La necessità di far riferimento alla famiglia serve ad individuare il nucleo originario, di base della struttura mafiosa. Al di là dell’uso distorto e di facciata della religiosità da parte di mafiosi, in merito all’atteggiamento della Chiesa cattolica nei confronti del fenomeno mafioso, negli ultimi due/tre decenni progressivamente si è presa coscienza - con gli interventi di san Giovanni Paolo II in Sicilia, dei vescovi siciliani e della stessa CEI - dell’incompatibilità dell’essere mafioso ed essere cristiani, e si è definita la mafia come un “cancro” della vita sociale. 

Una seconda parte aggiornatissima alle ultime decisioni dei giudici romani è dedicata alla presenza della mafia a Roma e nel Lazio, sia agli affari delle mafie tradizionali a Roma, sia alle "piccole mafie" (dal caso di Ostia ai Casamonica), a "mafia capitale", cioè alla teoria del mondo di mezzo ed alla variegata presenza di gruppi criminali nel basso Lazio.
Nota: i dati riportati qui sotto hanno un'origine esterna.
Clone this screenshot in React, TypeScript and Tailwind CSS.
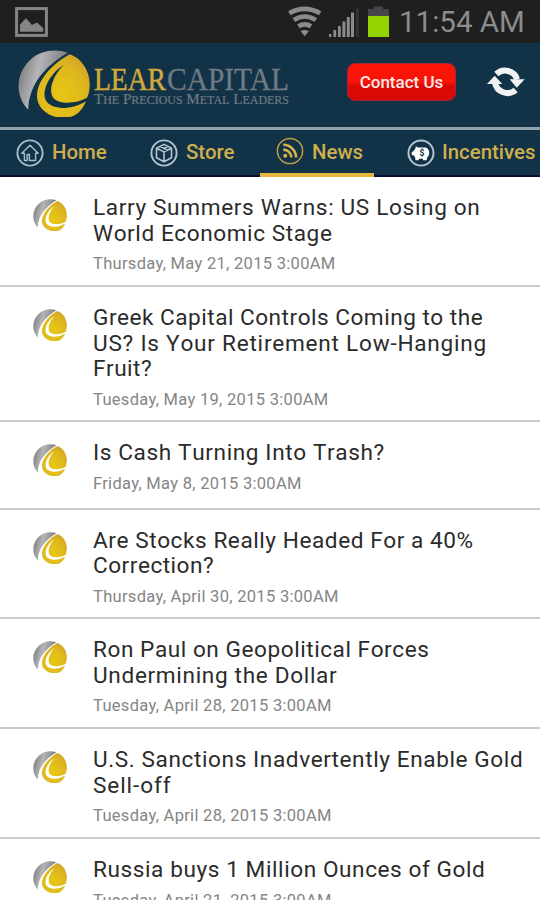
import React from "react";

type Line = [text: string, tracking: string];
type Item = { lines: Line[]; date: string; height: string };

const items: Item[] = [
  {
    lines: [["Larry Summers Warns: US Losing on", "tracking-[0.66px]"], ["World Economic Stage", "tracking-[0.58px]"]],
    date: "Thursday, May 21, 2015 3:00AM",
    height: "h-[110px]",
  },
  {
    lines: [
      ["Greek Capital Controls Coming to the", "tracking-[0.5px]"],
      ["US? Is Your Retirement Low-Hanging", "tracking-[0.76px]"],
      ["Fruit?", "tracking-[0.5px]"],
    ],
    date: "Tuesday, May 19, 2015 3:00AM",
    height: "h-[135px]",
  },
  { lines: [["Is Cash Turning Into Trash?", "tracking-[0.62px]"]], date: "Friday, May 8, 2015 3:00AM", height: "h-[87.5px]" },
  {
    lines: [["Are Stocks Really Headed For a 40%", "tracking-[0.56px]"], ["Correction?", "tracking-[0.5px]"]],
    date: "Thursday, April 30, 2015 3:00AM",
    height: "h-[109.5px]",
  },
  {
    lines: [["Ron Paul on Geopolitical Forces", "tracking-[0.55px]"], ["Undermining the Dollar", "tracking-[0.67px]"]],
    date: "Tuesday, April 28, 2015 3:00AM",
    height: "h-[110px]",
  },
  {
    lines: [["U.S. Sanctions Inadvertently Enable Gold", "tracking-[0.6px]"], ["Sell-off", "tracking-[0.9px]"]],
    date: "Tuesday, April 28, 2015 3:00AM",
    height: "h-[110px]",
  },
  { lines: [["Russia buys 1 Million Ounces of Gold", "tracking-[0.58px]"]], date: "Tuesday, April 21, 2015 3:00AM", height: "h-[88px]" },
];

function Emblem({ className, id }: { className: string; id: string }) {
  return (
    <svg className={className} viewBox="23 22 218 203" preserveAspectRatio="none">
      <defs>
        <linearGradient id={id + "s"} x1="0" y1="0.2" x2="1" y2="0.5">
          <stop offset="0" stopColor="#777779" />
          <stop offset="0.4" stopColor="#b5b5b7" />
          <stop offset="1" stopColor="#6d6d70" />
        </linearGradient>
        <radialGradient id={id + "g"} cx="0.45" cy="0.65" r="0.75">
          <stop offset="0" stopColor="#e8c713" />
          <stop offset="0.6" stopColor="#dfb81e" />
          <stop offset="1" stopColor="#cc9e2c" />
        </radialGradient>
      </defs>
      <path d="M173 30C138 18 92 22 60 52C12 96 16 166 54 203C56 130 98 76 173 30Z" fill={`url(#${id}s)`} />
      <path
        d="M180 35C218 48 242 90 240 130Q239 153 232 167C200 186 145 188 129 166C112 138 136 92 162 67C124 90 93 140 106 173C124 207 188 203 229 177C218 204 198 224 176 225H138C104 217 76 190 81 152C88 104 135 58 180 35Z"
        fill={`url(#${id}g)`}
      />
    </svg>
  );
}

function HomeIcon() {
  return (
    <svg className="size-7 shrink-0" viewBox="0 0 28 28" fill="none" stroke="#a9bccb">
      <circle cx="14" cy="14" r="12.6" strokeWidth="1.9" />
      <path d="M5.8 14.3L14 6.2l8.2 8.1h-2.6v7.2h-6.2v-6h-2.2v6H8.4v-7.2z" strokeWidth="1.4" strokeLinejoin="round" />
    </svg>
  );
}

function StoreIcon() {
  return (
    <svg className="size-7 shrink-0" viewBox="0 0 28 28" fill="none" stroke="#b4c3cf">
      <circle cx="14" cy="14" r="12.6" strokeWidth="1.9" />
      <path d="M14 5.4l7.5 3.8v9.5L14 22.8l-7.5-4.1V9.2zM6.5 9.2l7.5 3.7 7.5-3.7M14 12.9v9.9M10 7.4l7.7 3.8M17.7 7.4l-4 1.8" strokeWidth="1.6" strokeLinejoin="round" />
    </svg>
  );
}

function NewsIcon() {
  return (
    <svg className="size-7 shrink-0" viewBox="0 0 28 28" fill="none" stroke="#d9b248">
      <circle cx="14" cy="14" r="12.6" strokeWidth="1.5" stroke="#bd9d48" />
      <circle cx="9.3" cy="18.7" r="2" fill="#d9b248" stroke="none" />
      <path d="M7.3 12.6a8 8 0 0 1 8 8M7.3 7.8a12.8 12.8 0 0 1 12.8 12.8" strokeWidth="2.6" />
    </svg>
  );
}

function IncentivesIcon() {
  return (
    <svg className="size-7 shrink-0" viewBox="0 0 28 28">
      <circle cx="14" cy="14" r="12.5" strokeWidth="2" fill="none" stroke="#b4c3cf" />
      <path d="M4.8 13l2.1-1.2 1.6-2.6.2-2 2.3 1.2h7.6c2.2.7 3.6 2.5 3.7 5.4-.1 2.4-1 3.8-2.2 4.9l-.4 2.5h-3.5l-.5-1.5h-3.5l-.5 1.5H8.5L8 17.9l-1.4-1.6H4.8z" fill="#fff" />
      <text x="15" y="17" textAnchor="middle" fontSize="8.5" fontWeight="700" fill="#123347" className="font-[Roboto,sans-serif]">$</text>
    </svg>
  );
}

function NavLabel({ children }: { children: string }) {
  return <span className="text-[20.4px] leading-7 font-medium text-[#cfae4e]">{children}</span>;
}

export default function App() {
  return (
    <div className="flex h-[900px] w-[540px] flex-col overflow-hidden bg-white font-[Roboto,sans-serif]">
      {/* Status bar */}
      <div className="flex h-[43px] shrink-0 items-start bg-[#1f1f1f]">
        <svg className="mt-[7px] ml-[15px] h-[30px] w-[33px]" viewBox="0 0 33 30">
          <rect x="1.6" y="1.6" width="29.8" height="26.8" fill="none" stroke="#858585" strokeWidth="3" />
          <path d="M5 24.8v-7.3l6-6.3 6 6.8 5-2.6 6.2 5.7v3.7z" fill="#858585" />
        </svg>
        <svg className="ml-[239px] h-[43px] w-[106px]" viewBox="287 0 106 43">
          <g fill="none" stroke="#8b8b8b" strokeWidth="4.6">
            <path d="M289.3 13.2q15.2-8.6 30.8 0" />
            <path d="M293.8 20q11-7 22 0" />
            <path d="M298.4 26.3q6.2-4 12.6 0" />
          </g>
          <path d="M300.6 31.2q4-2.2 8.2 0l-4.1 5z" fill="#8b8b8b" />
          <g fill="#8b8b8b">
            <rect x="329" y="34" width="2.4" height="3" />
            <rect x="333.5" y="30" width="2.7" height="7" />
            <rect x="338" y="26" width="2.8" height="11" />
            <rect x="342.4" y="21.5" width="3" height="15.5" />
            <rect x="346.8" y="17" width="3" height="20" />
            <rect x="351" y="12.5" width="3" height="24.5" />
            <rect x="356" y="8" width="2.8" height="29" fill="#343434" />
          </g>
          <path d="M368 16V9h6V6.5h9V9h6v7z" fill="#45454a" />
          <rect x="368" y="16" width="21" height="21" fill="#92d300" />
        </svg>
        <span className="ml-[6px] text-[29.5px] leading-[44px] whitespace-nowrap text-[#8c8c8c]">11:54 AM</span>
      </div>

      {/* Brand header */}
      <header className="flex h-[84px] shrink-0 items-start bg-[#123347]">
        <Emblem id="h" className="mt-[7px] ml-[18px] h-[67px] w-[72px] shrink-0" />
        <svg className="mt-[10px] ml-[3px] h-[60px] w-[198px] shrink-0 font-['Liberation_Serif',serif]" viewBox="93 53 198 60">
          <text x="94" y="89.6" fontSize="31" fill="#d2aa3c" stroke="#d2aa3c" strokeWidth="0.5" textLength="72" lengthAdjust="spacingAndGlyphs">LEAR</text>
          <text x="167" y="89.6" fontSize="31" fill="#6f7a84" stroke="#6f7a84" strokeWidth="0.3" textLength="122" lengthAdjust="spacingAndGlyphs">CAPITAL</text>
          <text x="94" y="103.8" fontSize="14.5" fill="#6f7a84" stroke="#6f7a84" strokeWidth="0.2" textLength="195" lengthAdjust="spacingAndGlyphs">
            T<tspan fontSize="11.5">HE</tspan> P<tspan fontSize="11.5">RECIOUS</tspan> M<tspan fontSize="11.5">ETAL</tspan> L<tspan fontSize="11.5">EADERS</tspan>
          </text>
        </svg>
        <button className="mt-[20px] ml-[56px] flex h-[38px] w-[109px] shrink-0 items-center justify-center rounded-[8px] border border-[#9b2936] bg-linear-to-b from-[#fa1408] from-50% to-[#d90a05] to-60% pt-px text-[17px] font-medium whitespace-nowrap text-[#fbe9e9]">
          Contact Us
        </button>
        <svg className="mt-[20px] ml-[31px] h-[36px] w-[38px] shrink-0" viewBox="654 189 114 108">
          <path d="M682 222A38 38 0 0 1 744 238M740 270A38 38 0 0 1 678 248" fill="none" stroke="#f1f2f4" strokeWidth="18" />
          <path d="M722 238h45l-24 25zM654 252h46l-23-25z" fill="#f1f2f4" />
        </svg>
      </header>

      {/* Tabs */}
      <nav className="flex h-[50px] shrink-0 border-t-[3px] border-b-2 border-t-[#93a3ad] border-b-[#070d35] bg-[#123347]">
        <div className="flex w-[260px] shrink-0">
          <div className="mt-[8px] ml-[16px] flex w-[134px] gap-[8px]">
            <div className="pt-px"><HomeIcon /></div>
            <NavLabel>Home</NavLabel>
          </div>
          <div className="mt-[8px] flex gap-[8px]">
            <div className="pt-px"><StoreIcon /></div>
            <NavLabel>Store</NavLabel>
          </div>
        </div>
        <div className="-mb-0.5 flex w-[114px] shrink-0 border-b-4 border-[#e5b83b]">
          <div className="mt-[8px] ml-[16px] flex gap-[8px]">
            <div className="-mt-px"><NewsIcon /></div>
            <NavLabel>News</NavLabel>
          </div>
        </div>
        <div className="mt-[8px] ml-[33px] flex gap-[7px]">
          <div className="pt-px"><IncentivesIcon /></div>
          <NavLabel>Incentives</NavLabel>
        </div>
      </nav>

      {/* News list */}
      <main className="flex flex-col">
        {items.map((it, i) => (
          <article key={i} className={`flex shrink-0 border-b-2 border-[#cbcbcb] ${it.height}`}>
            <Emblem id={"e" + i} className="mt-[22px] ml-[33px] h-[32px] w-[34px] shrink-0" />
            <div className="ml-[26px] pt-[18px] whitespace-nowrap">
              <h2 className="text-[22.6px] leading-[25.5px] text-[#2b2b2b] [font-kerning:none]">
                {it.lines.map(([text, tracking]) => (
                  <span key={text} className={`block ${tracking}`}>{text}</span>
                ))}
              </h2>
              <p className="mt-[8px] text-[16.5px] leading-[20px] tracking-[0.3px] text-[#858585]">{it.date}</p>
            </div>
          </article>
        ))}
      </main>
    </div>
  );
}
Dalle vicende romane, nella terza parte, si prende spunto per affrontare un aspetto oggi centrale nelle pratiche mafiose, l’utilizzo sistematico di metodi corruttivi e collusivi, senza mai dimenticare che mafia e corruzione sono due cose diverse. Infine, vengono esaminati in maniera dettagliata i progressi della normativa dell’aggressione ai patrimoni mafiosi con la confisca e sequestro dei beni illecitamente accumulati, che incide profondamente nei proventi degli affari delle mafie. Uno strumento efficace di lotta alle organizzazioni criminali.

Un volume importante sulle "mafie di ieri e di oggi".